[Code that builds pages]
* * * * * * *

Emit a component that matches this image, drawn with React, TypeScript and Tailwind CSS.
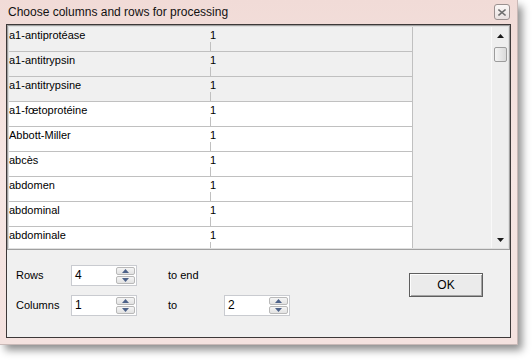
import React from "react";

const terms = [
  "a1-antiprotéase",
  "a1-antitrypsin",
  "a1-antitrypsine",
  "a1-fœtoprotéine",
  "Abbott-Miller",
  "abcès",
  "abdomen",
  "abdominal",
  "abdominale",
];

function Arrow({ up, color }: { up?: boolean; color: string }) {
  return (
    <svg width="7" height="4" viewBox="0 0 7 4">
      <path d={up ? "M0 4 L3.5 0 L7 4 Z" : "M0 0 L7 0 L3.5 4 Z"} fill={color} />
    </svg>
  );
}

function SpinButton({ up }: { up?: boolean }) {
  return (
    <div className="flex flex-1 items-center justify-center rounded-[2px] border border-[#b9b9b9] bg-gradient-to-b from-[#f5f5f5] to-[#e2e2e2]">
      <Arrow up={up} color="#4d6289" />
    </div>
  );
}

function SpinBox({ value }: { value: string }) {
  return (
    <div className="flex h-[21px] w-[66px] border border-[#c9cbd0] bg-white">
      <div className="flex-1 pl-[3px] text-[12px] leading-[19px] text-black">
        {value}
      </div>
      <div className="mr-px flex w-[19px] flex-col gap-px py-px">
        <SpinButton up />
        <SpinButton />
      </div>
    </div>
  );
}

function ScrollBar() {
  return (
    <div className="flex w-[17px] flex-col border-l border-[#f9f9f9] bg-[#eeeeee]">
      <div className="flex h-[17px] items-center justify-center">
        <Arrow up color="#1a1a1a" />
      </div>
      <div className="mx-auto mt-[3px] h-[15px] w-[13px] rounded-[2px] border border-[#9c9c9c] bg-gradient-to-r from-[#f4f4f4] to-[#dadada]" />
      <div className="flex-1" />
      <div className="flex h-[17px] items-center justify-center">
        <Arrow color="#1a1a1a" />
      </div>
    </div>
  );
}

function CloseButton() {
  return (
    <div className="flex h-[16px] w-[16px] items-center justify-center rounded-[3px] border border-[#9a908f] bg-gradient-to-b from-[#fbf7f6] to-[#e9e1e0]">
      <svg width="8" height="7" viewBox="0 0 8 7">
        <path
          d="M1 1 L7 6 M7 1 L1 6"
          stroke="#6e6e6e"
          strokeWidth="1.6"
          strokeLinecap="square"
        />
      </svg>
    </div>
  );
}

export default function App() {
  return (
    <div
      className="h-[361px] w-[532px] overflow-hidden bg-white"
      style={{ fontFamily: '"Liberation Sans", Arial, sans-serif' }}
    >
      <div className="flex h-[344px] w-[517px] flex-col bg-gradient-to-b from-[#f1dbd7] via-[#f6e6e3] to-[#f4e2df] px-[6px] pb-[6px] shadow-[5px_6px_8px_rgba(0,0,0,0.45)] ring-1 ring-[#c9b9b7]">
        <div className="flex h-[24px] items-center justify-between pl-[2px] pr-[1px]">
          <span className="text-[12px] text-[#111]">
            Choose columns and rows for processing
          </span>
          <CloseButton />
        </div>

        <div className="flex flex-1 flex-col border border-[#3d3838] bg-[#f0f0f0]">
          <div className="flex h-[225px] border border-[#a0a0a0]">
            <div className="flex flex-1 overflow-hidden border border-[#e0e0e0] border-l-[#dadada]">
              <div className="w-[404px] border-r border-[#c0c0c0]">
                {terms.map((term, i) => (
                  <div
                    key={term}
                    className={`flex h-[25px] border-b border-[#c0c0c0] text-[11px] text-black ${
                      i < 3 ? "bg-[#f0f0f0]" : "bg-white"
                    }`}
                  >
                    <div className="w-[201px] leading-[16px]">{term}</div>
                    <div className="flex flex-1 flex-col">
                      <div className="h-[15px] leading-[16px]">1</div>
                      <div className="flex-1 border-l border-[#c0c0c0]" />
                    </div>
                  </div>
                ))}
              </div>
              <div className="flex-1 bg-[#f0f0f0]" />
              <ScrollBar />
            </div>
          </div>

          <div className="flex flex-1 text-[11px] text-black">
            <div className="flex flex-1 flex-col gap-[9px] pl-[9px] pt-[15px]">
              <div className="flex items-center">
                <span className="w-[55px]">Rows</span>
                <SpinBox value="4" />
                <span className="ml-[31px]">to end</span>
              </div>
              <div className="flex items-center">
                <span className="w-[55px]">Columns</span>
                <SpinBox value="1" />
                <span className="ml-[31px] w-[56px]">to</span>
                <SpinBox value="2" />
              </div>
            </div>
            <button className="mr-[27px] mt-[23px] flex h-[24px] w-[74px] items-center justify-center border border-[#5e5e5e] bg-[#ebebeb] text-[12px] text-black shadow-[inset_1px_1px_0_#fdfdfd,inset_-1px_-1px_0_#a3a3a3]">
              OK
            </button>
          </div>
        </div>
      </div>
    </div>
  );
}
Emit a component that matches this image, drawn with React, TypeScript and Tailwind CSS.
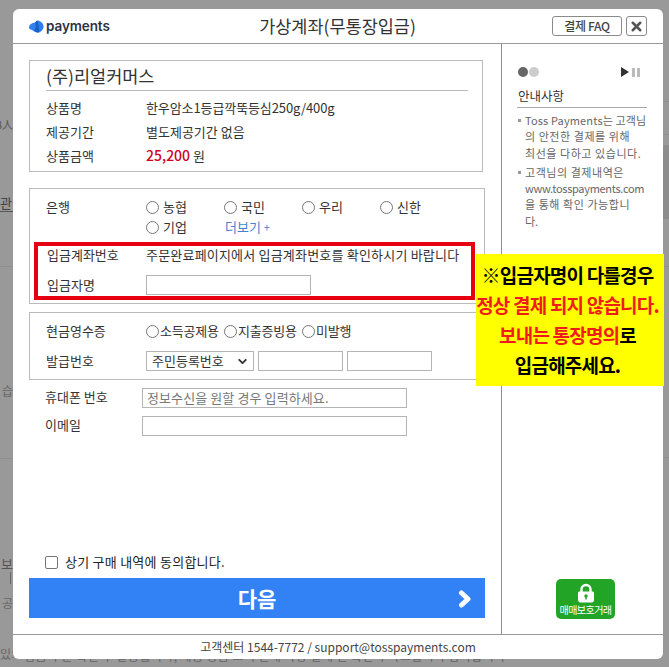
import { ChevronDown, X } from 'lucide-react';

function Circle() {
  return <span className="w-[13px] h-[13px] rounded-full border border-[#767676] bg-white shrink-0" />;
}

function Radio({ label }: { label: string }) {
  return (
    <label className="flex items-center gap-[4px]">
      <Circle />
      <span>{label}</span>
    </label>
  );
}

function Field({ className = '' }: { className?: string }) {
  return <div className={`h-[20px] border border-[#b5b5b5] bg-white ${className}`} />;
}

function Row({ label, children, className = '' }: { label: string; children: React.ReactNode; className?: string }) {
  return (
    <div className={`flex items-center ${className}`}>
      <span className="w-[100px] shrink-0 text-[#333]">{label}</span>
      {children}
    </div>
  );
}

export default function App() {
  return (
    <div className="relative w-[669px] h-[667px] overflow-hidden bg-[#999999] pt-[9px] pl-[13px] text-[13px] leading-[18px] text-[#333] font-['Noto_Sans_CJK_KR','Noto_Sans',sans-serif]">
      {/* page behind the dimmed overlay, only its edges show */}
      <div className="absolute left-0 top-[115px] w-[13px] overflow-hidden whitespace-nowrap text-[11px] text-[#555] flex justify-end">3人</div>
      <div className="absolute left-0 top-[195px] w-[13px] overflow-hidden text-[13px] text-[#444] border-b border-[#555] leading-[16px]">관</div>
      <div className="absolute left-0 top-[266px] w-[13px] h-px bg-[#8f8f8f]" />
      <div className="absolute left-0 top-[382px] w-[13px] overflow-hidden whitespace-nowrap text-[12px] text-[#666] flex justify-end">습</div>
      <div className="absolute left-0 top-[458px] w-[13px] h-px bg-[#8f8f8f]" />
      <div className="absolute left-0 top-[555px] w-[13px] overflow-hidden text-[13px] text-[#555] text-right">보</div>
      <div className="absolute left-[10px] top-[572px] w-px h-[12px] bg-[#666]" />
      <div className="absolute left-0 top-[594px] w-[13px] overflow-hidden text-[12px] text-[#666] flex justify-end">공</div>
      <div className="absolute left-0 top-[645px] w-[13px] overflow-hidden whitespace-nowrap text-[12px] text-[#666]">있으</div>
      <div className="absolute right-0 top-[101px] w-[6px] h-px bg-[#8f8f8f]" />
      <div className="absolute right-0 top-[134px] w-[6px] h-px bg-[#8f8f8f]" />
      <div className="absolute right-0 top-[145px] w-[6px] h-[74px] bg-[#8c8c8c]" />
      <div className="absolute right-0 top-[266px] w-[6px] h-px bg-[#8f8f8f]" />
      <div className="absolute right-0 top-[457px] w-[6px] h-px bg-[#8f8f8f]" />
      <div className="absolute left-[24px] top-[659px] w-[560px] h-[5px] overflow-hidden">
        <div className="-mt-[11px] whitespace-nowrap text-[12px] leading-[16px] text-[#666] tracking-[0.4px]">입금 주문 확인 후 발송됩니다, 배송 상품 고객 안내 사항 결제 전 확인 부탁드립니다 감사합니다</div>
      </div>

      <div className="relative w-[650px] h-[650px] flex flex-col bg-white rounded-[6px] overflow-hidden">
        <header className="h-[35px] shrink-0 flex items-center border-b border-[#999] pl-[16px] pr-[16px]">
          <div className="w-[116px] flex items-center gap-[2px]">
            <svg width="15" height="13" viewBox="0 0 15 13">
              <path d="M0 7.2 C0.4 4.6 3.4 2.8 6 2.6 L8.2 0.4 C11 0.4 14.6 3 14.6 6.4 C14.6 9.6 11.6 12.6 8.4 12.6 C5 12.6 4.4 10 1.6 9.6 C0.6 9.4 0 8.4 0 7.2 Z" fill="#2f80ed" />
              <path d="M6 2.6 C7 5 7.2 8 5.4 10.6 C7 12.2 9 12.8 10 12.4 C11 9 9.6 4 8.2 0.4 Z" fill="#1a5fc4" />
            </svg>
            <span className="text-[13.5px] font-semibold text-[#2b3440] font-['Inter',sans-serif] tracking-[-0.1px]">payments</span>
          </div>
          <h1 className="flex-1 text-center text-[17.5px] font-normal text-[#333] pr-[22px]">가상계좌(무통장입금)</h1>
          <button className="w-[70px] h-[20px] flex items-center justify-center border border-[#8a8a8a] rounded-[3px] text-[12px] font-medium tracking-[-0.3px] text-[#444] mr-[4px]">결제 FAQ</button>
          <button className="w-[21px] h-[20px] flex items-center justify-center border border-[#8a8a8a] rounded-[3px] text-[#555]"><X size={15} strokeWidth={4} /></button>
        </header>

        <div className="flex-1 flex min-h-0">
          <main className="w-[489px] shrink-0 border-r border-[#8f8f8f] pl-[16px] pr-[16px] pt-[16px] flex flex-col">
            <section className="w-[454px] h-[112px] border border-[#bbb] pl-[16px] pr-[14px] pt-[3px]">
              <div className="h-[27px] border-b border-[#bbb] text-[17.5px] leading-[24px] text-[#333]">(주)리얼커머스</div>
              <div className="pt-[8px] flex flex-col gap-[5.5px]">
                <Row label="상품명"><span className="tracking-[-0.1px]">한우암소1등급깍뚝등심250g/400g</span></Row>
                <Row label="제공기간"><span>별도제공기간 없음</span></Row>
                <Row label="상품금액"><span><b className="text-[14px] font-medium text-[#d0021b]">25,200</b> 원</span></Row>
              </div>
            </section>

            <section className="relative mt-[16px] w-[456px] h-[116px] border border-[#bbb] pt-[9px] pl-[16px]">
              <div className="flex">
                <span className="w-[100px] shrink-0">은행</span>
                <div className="grid grid-cols-[78px_78px_78px_78px] gap-y-[2px]">
                  <Radio label="농협" />
                  <Radio label="국민" />
                  <Radio label="우리" />
                  <Radio label="신한" />
                  <Radio label="기업" />
                  <span className="pl-[1px] text-[#4a7fd0]">더보기 <span className="text-[11px]">+</span></span>
                </div>
              </div>
              <div className="absolute left-[4px] top-[53px] w-[441px] h-[58px] border-[4px] border-[#e60012] pl-[9px]">
                <Row label="입금계좌번호" className="h-[18px]"><span className="-ml-[1px] whitespace-nowrap tracking-[0.2px]">주문완료페이지에서 입금계좌번호를 확인하시기 바랍니다</span></Row>
                <Row label="입금자명" className="h-[20px] mt-[11px]"><Field className="w-[165px] -ml-[1px]" /></Row>
              </div>
            </section>

            <section className="mt-[8px] w-[456px] h-[68px] border border-[#bbb] pl-[16px] pt-[9px]">
              <Row label="현금영수증">
                <div className="flex">
                  <label className="w-[78px] flex items-center gap-px whitespace-nowrap tracking-[-0.2px]"><Circle />소득공제용</label>
                  <label className="w-[78px] flex items-center gap-px whitespace-nowrap tracking-[-0.2px]"><Circle />지출증빙용</label>
                  <label className="flex items-center gap-px whitespace-nowrap tracking-[-0.2px]"><Circle />미발행</label>
                </div>
              </Row>
              <Row label="발급번호" className="mt-[11px]">
                <div className="flex gap-[4px]">
                  <div className="w-[108px] h-[20px] border border-[#b5b5b5] flex items-center justify-between pl-[5px] pr-[4px]">
                    주민등록번호
                    <ChevronDown size={13} strokeWidth={3.5} className="text-[#333]" />
                  </div>
                  <Field className="w-[85px]" />
                  <Field className="w-[85px]" />
                </div>
              </Row>
            </section>

            <div className="pl-[16px] pt-[8px] flex flex-col gap-[8px]">
              <div className="flex items-center">
                <span className="w-[97px] shrink-0 -mt-[2px]">휴대폰 번호</span>
                <div className="w-[265px] h-[20px] border border-[#b5b5b5] pl-[4px] leading-[18px] text-[#777] whitespace-nowrap tracking-[0.1px]">정보수신을 원할 경우 입력하세요.</div>
              </div>
              <div className="flex items-center">
                <span className="w-[97px] shrink-0 -mt-[2px]">이메일</span>
                <Field className="w-[265px]" />
              </div>
            </div>

            <label className="mt-auto flex items-center gap-[7px] pl-[16px] mb-[7px]">
              <span className="w-[13px] h-[13px] rounded-[2px] border border-[#767676]" />
              <span className="tracking-[0.25px] text-[#222]">상기 구매 내역에 동의합니다.</span>
            </label>
            <button className="relative h-[40px] w-[456px] shrink-0 mb-[16px] bg-[#3282f6] text-white text-[21px] font-bold flex items-center justify-center">
              다음
              <svg className="absolute right-[13px] top-[12px]" width="14" height="18" viewBox="0 0 14 18">
                <path d="M3.5 3 L10 9 L3.5 15" fill="none" stroke="#fff" strokeWidth="5" strokeLinejoin="round" strokeLinecap="round" />
              </svg>
            </button>
          </main>

          <aside className="flex-1 pl-[15px] pr-[16px] pt-[22px] flex flex-col">
            <div className="flex items-center justify-between h-[12px] pl-px pr-[7px]">
              <div className="flex gap-[1px]">
                <span className="w-[10px] h-[10px] rounded-full bg-[#666]" />
                <span className="w-[10px] h-[10px] rounded-full bg-[#ccc]" />
              </div>
              <div className="flex items-center gap-[3px]">
                <span className="w-0 h-0 border-y-[5px] border-y-transparent border-l-[8px] border-l-[#333]" />
                <span className="w-[3px] h-[9px] bg-[#bbb]" />
                <span className="w-[3px] h-[9px] bg-[#bbb] -ml-[1px]" />
              </div>
            </div>
            <h2 className="mt-[7px] h-[23px] pt-[2px] pl-px border-b border-[#aaa] text-[12.5px] font-normal text-[#333]">안내사항</h2>
            <ul className="mt-[4px] text-[11px] leading-[16.3px] text-[#666] flex flex-col gap-[3px] whitespace-nowrap">
              <li className="relative pl-[8px]">
                <span className="absolute left-px top-[7px] w-[3px] h-[3px] bg-[#999]" />
                <span className="tracking-[0.15px]">Toss Payments는 고객님</span><br />
                <span className="tracking-[0.55px]">의 안전한 결제를 위해</span><br />
                <span className="tracking-[0.55px]">최선을 다하고 있습니다.</span>
              </li>
              <li className="relative pl-[8px]">
                <span className="absolute left-px top-[7px] w-[3px] h-[3px] bg-[#999]" />
                <span className="tracking-[0.55px]">고객님의 결제내역은</span><br />
                <span className="tracking-[-0.3px]">www.tosspayments.com</span><br />
                <span className="tracking-[0.55px]">을 통해 확인 가능합니</span><br />
                다.
              </li>
            </ul>
            <div className="mt-auto mb-[15px] ml-[39px] w-[59px] h-[40px] rounded-[5px] bg-[#22a527] flex flex-col items-center pt-[4px] text-white">
              <svg width="18" height="20" viewBox="0 0 18 20">
                <path d="M4.5 9 V6.5 C4.5 3.8 6.4 2 9 2 C11.6 2 13.5 3.8 13.5 6.5 V9" fill="none" stroke="#fff" strokeWidth="2.4" />
                <path d="M2.5 8.5 H15.5 C16.3 8.5 17 9.2 17 10 V17 C17 18.4 16 19.5 14.5 19.5 H3.5 C2 19.5 1 18.4 1 17 V10 C1 9.2 1.7 8.5 2.5 8.5 Z" fill="#fff" />
                <circle cx="9" cy="13" r="1.7" fill="#22a527" />
                <rect x="8.3" y="13.5" width="1.4" height="3" fill="#22a527" />
              </svg>
              <span className="text-[10px] leading-[13px] tracking-[-0.55px] whitespace-nowrap">매매보호거래</span>
            </div>
          </aside>
        </div>

        <footer className="h-[25px] shrink-0 border-t border-[#999] flex items-center justify-center text-[12px] text-[#444]">
          고객센터 1544-7772 / support@tosspayments.com
        </footer>
      </div>

      <div className="absolute left-[476px] top-[254px] w-[188px] h-[132px] bg-[#ffff00] flex flex-col items-center justify-center pr-[5px] text-[19px] leading-[30px] font-bold tracking-[-0.8px] text-black whitespace-nowrap">
        <div>※입금자명이 다를경우</div>
        <div className="text-[#f01c1c]">정상 결제 되지 않습니다.</div>
        <div><span className="text-[#f01c1c]">보내는 통장명의</span>로</div>
        <div>입금해주세요.</div>
      </div>
    </div>
  );
}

* * * * * * *

> **Work required**
Above are the records; repeat their lines from the first through the line containing "import React from", and leave out each picture.

> **The reply**
Emit a component that matches this image, drawn with React, TypeScript and Tailwind CSS.
import React from "react";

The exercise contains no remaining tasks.